*Work instructions*
Leave out the pictures and repeat the rest of the material exactly.

== Data block ==

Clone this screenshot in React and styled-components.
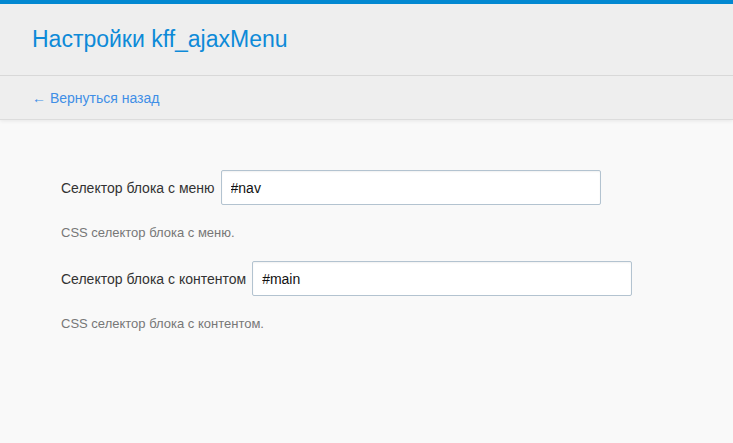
import React from 'react'
import styled, { createGlobalStyle } from 'styled-components'

const GlobalStyle = createGlobalStyle`
html, body {
  margin: 0;
  padding: 0;
  background: #f9f9f9;
  font-family: "Liberation Sans", Arial, sans-serif;
}
`

const Page = styled.div`
min-height: 443px;
background: #f9f9f9;
`

const Header = styled.header`
background: #eeeeee;
border-top: 4px solid #0288d1;
box-shadow: 0 1px 4px rgba(0, 0, 0, 0.08);
border-bottom: 1px solid #dcdcdc;
`

const TitleBar = styled.div`
height: 71px;
padding: 0 32px;
display: flex;
align-items: center;
border-bottom: 1px solid #d8d8d8;
`

const Title = styled.h1`
margin: 0;
font-size: 23px;
font-weight: normal;
color: #0d8ad8;
`

const NavBar = styled.div`
height: 43px;
padding: 0 32px;
display: flex;
align-items: center;
`

const BackLink = styled.a`
font-size: 14px;
color: #3f8ee6;
text-decoration: none;
`

const Form = styled.form`
padding: 50px 61px 0;
`

const Field = styled.div`
margin-bottom: 21px;
`

const Row = styled.div`
display: flex;
align-items: center;
gap: 6px;
`

const Label = styled.label`
font-size: 14px;
color: #333;
`

const Input = styled.input`
width: 380px;
height: 35px;
box-sizing: border-box;
padding: 0 9px;
border: 1px solid #b3c3d0;
border-radius: 2px;
background: #fff;
box-shadow: inset 0 1px 2px rgba(0, 0, 0, 0.06);
font-family: inherit;
font-size: 14px;
color: #111;
outline: none;
`

const Help = styled.p`
margin: 20px 0 0;
font-size: 13px;
color: #777;
`

const fields = [
  { id: 'nav', label: 'Селектор блока с меню', value: '#nav', help: 'CSS селектор блока с меню.' },
  { id: 'main', label: 'Селектор блока с контентом', value: '#main', help: 'CSS селектор блока с контентом.' },
]

export default function App() {
  return (
    <Page>
      <GlobalStyle />
      <Header>
        <TitleBar>
          <Title>Настройки kff_ajaxMenu</Title>
        </TitleBar>
        <NavBar>
          <BackLink href="#">← Вернуться назад</BackLink>
        </NavBar>
      </Header>
      <Form>
        {fields.map(f => (
          <Field key={f.id}>
            <Row>
              <Label htmlFor={f.id}>{f.label}</Label>
              <Input id={f.id} defaultValue={f.value} />
            </Row>
            <Help>{f.help}</Help>
          </Field>
        ))}
      </Form>
    </Page>
  )
}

===

*Solution for this problem*
Clone this screenshot in React and styled-components.
import React from 'react'
import styled, { createGlobalStyle } from 'styled-components'

const GlobalStyle = createGlobalStyle`
html, body {
  margin: 0;
  padding: 0;
  background: #f9f9f9;
  font-family: "Liberation Sans", Arial, sans-serif;
}
`

const Page = styled.div`
min-height: 443px;
background: #f9f9f9;
`

const Header = styled.header`
background: #eeeeee;
border-top: 4px solid #0288d1;
box-shadow: 0 1px 4px rgba(0, 0, 0, 0.08);
border-bottom: 1px solid #dcdcdc;
`

const TitleBar = styled.div`
height: 71px;
padding: 0 32px;
display: flex;
align-items: center;
border-bottom: 1px solid #d8d8d8;
`

const Title = styled.h1`
margin: 0;
font-size: 23px;
font-weight: normal;
color: #0d8ad8;
`

const NavBar = styled.div`
height: 43px;
padding: 0 32px;
display: flex;
align-items: center;
`

const BackLink = styled.a`
font-size: 14px;
color: #3f8ee6;
text-decoration: none;
`

const Form = styled.form`
padding: 50px 61px 0;
`

const Field = styled.div`
margin-bottom: 21px;
`

const Row = styled.div`
display: flex;
align-items: center;
gap: 6px;
`

const Label = styled.label`
font-size: 14px;
color: #333;
`

const Input = styled.input`
width: 380px;
height: 35px;
box-sizing: border-box;
padding: 0 9px;
border: 1px solid #b3c3d0;
border-radius: 2px;
background: #fff;
box-shadow: inset 0 1px 2px rgba(0, 0, 0, 0.06);
font-family: inherit;
font-size: 14px;
color: #111;
outline: none;
`

const Help = styled.p`
margin: 20px 0 0;
font-size: 13px;
color: #777;
`

const fields = [
  { id: 'nav', label: 'Селектор блока с меню', value: '#nav', help: 'CSS селектор блока с меню.' },
  { id: 'main', label: 'Селектор блока с контентом', value: '#main', help: 'CSS селектор блока с контентом.' },
]

export default function App() {
  return (
    <Page>
      <GlobalStyle />
      <Header>
        <TitleBar>
          <Title>Настройки kff_ajaxMenu</Title>
        </TitleBar>
        <NavBar>
          <BackLink href="#">← Вернуться назад</BackLink>
        </NavBar>
      </Header>
      <Form>
        {fields.map(f => (
          <Field key={f.id}>
            <Row>
              <Label htmlFor={f.id}>{f.label}</Label>
              <Input id={f.id} defaultValue={f.value} />
            </Row>
            <Help>{f.help}</Help>
          </Field>
        ))}
      </Form>
    </Page>
  )
}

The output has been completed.